The purpose of these chapters is to involve students in the active exploration and monitoring of these important resources. You will have an opportunity to increase your awareness and contribute to a body of data currently being gathered by the Penn State Cooperative Wetlands Center (CWC). These data are used to better understand wetlands. They will help improve the recommendations and decisions that are made regarding these fragile and valuable ecosystems. The following list of objectives will help you understand the focus of the upcoming chapters and what results you can expect from your investigations:

  • identify why an area is a wetland
  • learn what wetlands do in the environment
  • learn the importance of wetlands to humans
  • meet professional scientists and activists involved in studying and protecting wetlands
  • learn to identify plants and suitable habitat for a variety of animals
  • sample soils that occur in wetlands
  • measure the fluctuating hydrology of a wetland or stream
  • map a wetland area
  • analyze data and learn about statistical calculations
  • become familiar with wetland protection and regulation

As the issues regarding the use and abuse of our wetland ecosystems become more and more difficult, the importance of informed decisions concerning our water resources increases.

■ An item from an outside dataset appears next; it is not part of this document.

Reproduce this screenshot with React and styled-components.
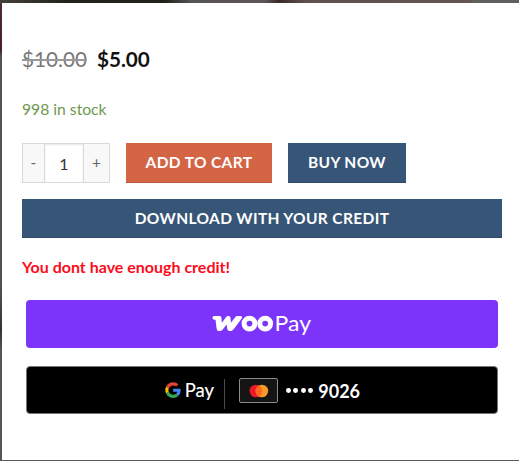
import React from "react";
import styled, { createGlobalStyle } from "styled-components";

const GlobalStyle = createGlobalStyle`
  *, *::before, *::after { box-sizing: border-box; }
  body { margin: 0; font-family: Lato, "Open Sans", sans-serif; overflow: hidden; }
  button { font-family: inherit; margin: 0; padding: 0; border: 0; }
`;

const Backdrop = styled.div`
  width: 519px;
  height: 461px;
  padding: 3px 0 1px 2px;
  background:
    linear-gradient(90deg, #45403a 0, #23231e 65px, #20211b 165px, #565354 190px, #5d5656 265px, #3b2929 279px, #5c5150 305px, #625653 470px, #606060 475px) 0 0 / 519px 3px no-repeat,
    linear-gradient(#4b2c3b 0, #4a2029 50px, #555 57px, #505050 290px, #303633 330px, #555 350px, #555 461px) 0 0 / 2px 461px no-repeat,
    #5e5a5b;
`;

const Panel = styled.main`
  height: 457px;
  padding: 42px 17px 0 20px;
  background: #fff;
`;

const Price = styled.div`
  display: flex;
  align-items: center;
  gap: 10px;
  height: 28px;
  font-size: 20.7px;
  line-height: 28px;
  white-space: nowrap;
`;

const OldPrice = styled.del`
  color: #777;
  text-decoration: line-through;
  text-decoration-color: #999;
  text-decoration-thickness: 1.5px;
`;

const SalePrice = styled.ins`
  color: #111;
  font-weight: 700;
  text-decoration: none;
`;

const Stock = styled.p`
  margin: 24px 0 21px;
  height: 25px;
  font-size: 15.7px;
  line-height: 25px;
  color: #6f9751;
`;

const CartRow = styled.div`
  display: flex;
  height: 40px;
  gap: 16px;
`;

const Quantity = styled.div`
  display: grid;
  grid-template-columns: 21px 40px 25px;
  width: 88px;
  border: 1px solid #d9d9d9;
`;

const Step = styled.button`
  background: #f8f8f8;
  color: #666;
  font-size: 15.5px;
  line-height: 35px;
  padding-bottom: 2px;
`;

const Count = styled.div`
  height: 38px;
  border: solid #d9d9d9;
  border-width: 0 1px;
  box-shadow: inset 0 1px 2px rgba(0, 0, 0, 0.1);
  color: #333;
  font-size: 16px;
  line-height: 39px;
  text-align: center;
`;

const Action = styled.button`
  width: ${({ $width }) => $width};
  height: ${({ $height }) => $height || "40px"};
  background: ${({ $color }) => $color};
  box-shadow: inset 0 -1px 0 rgba(0, 0, 0, 0.1);
  color: #fff;
  font-size: 15.5px;
  font-weight: 700;
  letter-spacing: 0.36px;
  line-height: 37px;
  padding-bottom: 1px;
  text-align: center;
  white-space: nowrap;
`;

const DownloadRow = styled.div`
  display: flex;
  margin-top: 16px;
`;

const Warning = styled.p`
  margin: 16px 0 21px;
  height: 25px;
  color: #fb0d1b;
  font-size: 16px;
  font-weight: 700;
  line-height: 25px;
`;

const Wallets = styled.div`
  display: grid;
  gap: 18px;
  padding: 0 4px;
`;

const WalletButton = styled.button`
  display: flex;
  align-items: center;
  justify-content: center;
  height: 48px;
  border-radius: 4px;
  background: ${({ $color }) => $color};
  border: ${({ $outlined }) => ($outlined ? "1px solid #747775" : "0")};
  color: #fff;
`;

const GoogleContent = styled.div`
  display: flex;
  align-items: center;
  width: 198px;
  height: 32px;
  padding-top: 1px;

  > * { flex-shrink: 0; }
`;

const Separator = styled.span`
  width: 1px;
  height: 30px;
  margin: 6px 14px 0 9px;
  background: #4b4c50;
`;

const CardFrame = styled.span`
  display: flex;
  align-items: center;
  justify-content: center;
  width: 39px;
  height: 25px;
  border: 1px solid #8a8a8a;
  border-radius: 2px;
  background: #151515;
`;

const Dots = styled.span`
  display: flex;
  gap: 2.7px;
  margin: 0 5px 0 8px;
`;

const Dot = styled.i`
  width: 4.8px;
  height: 4.8px;
  border-radius: 50%;
  background: #fff;
`;

const CardDigits = styled.span`
  font-size: 18px;
  font-weight: 700;
  line-height: 24px;
`;

function WooPayLogo() {
  return (
    <svg width="100" height="26" viewBox="212 312 100 26" fill="none" overflow="visible" aria-label="WooPay">
      <g transform="translate(.8 0)">
        <path d="M213.4 317h5.2c1.6 0 2 .9 2.1 2.2l.4 4.6 4-5.5c.7-1 1.4-1.3 2.5-1.3 1.4 0 2 .7 2.1 2l.4 4.8 4.1-5.3c.8-1.1 1.6-1.5 3-1.5h2.2c1.8 0 2.3 1.4 1.3 2.8l-7.5 10c-1.2 1.6-2.3 2.3-3.8 2.3-1.8 0-2.7-1-3-2.7l-.6-3.8-3.4 4.4c-1.2 1.5-2.3 2.1-3.7 2.1-1.8 0-2.7-1-2.9-2.6l-1.1-8.8h-1.3c-2 0-2.4-3.7 0-3.7z" fill="#fff" />
        <ellipse cx="248.7" cy="324.6" rx="5.4" ry="5.3" stroke="#fff" strokeWidth="5" />
        <ellipse cx="264.4" cy="324.6" rx="5.4" ry="5.3" stroke="#fff" strokeWidth="5" />
      </g>
      <text x="274.6" y="332.2" fill="#fff" fontFamily="Lato" fontSize="20.5" textLength="36.4" lengthAdjust="spacingAndGlyphs">Pay</text>
    </svg>
  );
}

function GooglePayLogo() {
  return (
    <svg width="52" height="26" viewBox="163 378 52 26" overflow="visible" aria-label="Google Pay">
      <g transform="translate(165.3 382.3) scale(.326)">
        <path fill="#EA4335" d="M24 9.5c3.54 0 6.71 1.22 9.21 3.6l6.85-6.85C35.9 2.38 30.47 0 24 0 14.62 0 6.51 5.38 2.56 13.22l7.98 6.19C12.43 13.72 17.74 9.5 24 9.5z" />
        <path fill="#4285F4" d="M46.98 24.55c0-1.57-.15-3.09-.38-4.55H24v9.02h12.94c-.58 2.96-2.26 5.48-4.78 7.18l7.73 6c4.51-4.18 7.09-10.36 7.09-17.65z" />
        <path fill="#FBBC05" d="M10.53 28.59A14.5 14.5 0 0 1 9.77 24c0-1.6.27-3.14.76-4.59l-7.98-6.19A24 24 0 0 0 0 24c0 3.88.92 7.54 2.56 10.78z" />
        <path fill="#34A853" d="M24 48c6.48 0 11.93-2.13 15.89-5.81l-7.73-6C30.01 37.64 27.24 38.49 24 38.49c-6.26 0-11.57-4.22-13.47-9.91l-7.98 6.19C6.51 42.62 14.62 48 24 48z" />
      </g>
      <text x="184.7" y="397.3" fill="#fff" stroke="#fff" strokeWidth=".15" fontFamily="Lato" fontSize="19.5" textLength="29.3" lengthAdjust="spacingAndGlyphs">Pay</text>
    </svg>
  );
}

function Mastercard() {
  return (
    <svg width="20" height="14" viewBox="0 0 20 14" aria-label="Mastercard">
      <circle cx="6.8" cy="7" r="6.3" fill="#eb1927" />
      <circle cx="12.9" cy="7" r="6.3" fill="#f99a28" />
      <path d="M9.85 1.5a6.3 6.3 0 0 1 0 11a6.3 6.3 0 0 1 0-11z" fill="#ff6420" />
    </svg>
  );
}

export default function App() {
  return (
    <>
      <GlobalStyle />
      <Backdrop>
        <Panel>
          <Price><OldPrice>$10.00</OldPrice><SalePrice>$5.00</SalePrice></Price>
          <Stock>998 in stock</Stock>
          <CartRow>
            <Quantity><Step>-</Step><Count>1</Count><Step>+</Step></Quantity>
            <Action $width="146px" $color="#d36545">ADD TO CART</Action>
            <Action $width="118px" $color="#375577">BUY NOW</Action>
          </CartRow>
          <DownloadRow>
            <Action $width="480px" $height="39px" $color="#375577">DOWNLOAD WITH YOUR CREDIT</Action>
          </DownloadRow>
          <Warning>You dont have enough credit!</Warning>
          <Wallets>
            <WalletButton $color="#7c34fb"><WooPayLogo /></WalletButton>
            <WalletButton $color="#000" $outlined>
              <GoogleContent>
                <GooglePayLogo />
                <Separator />
                <CardFrame><Mastercard /></CardFrame>
                <Dots><Dot /><Dot /><Dot /><Dot /></Dots>
                <CardDigits>9026</CardDigits>
              </GoogleContent>
            </WalletButton>
          </Wallets>
        </Panel>
      </Backdrop>
    </>
  );
}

This series of chapters is designed to help you better understand wetlands, and aid in the collection of data which will ultimately be used to help your community manage and maintain these unique ecosystems. By participating in this program you will be learning about a serious issue and also contributing to a data set that is used not only by the CWC, but by the Commonwealth of Pennsylvania as well. This is more than just "another assignment", it is actual scientific research aimed at confronting real water resource issues. As you learn more, you are helping to create a more informed community able to make wise decisions about these important ecosystems.

The readings and field work are designed to promote your understanding and stimulate your own thinking. You can use these tools as a starting point and further your studies at the library or by participating in local organizations. We hope you are prepared to learn something new and exciting and to get your feet wet! We think you will find these places more intriguing than you previously thought.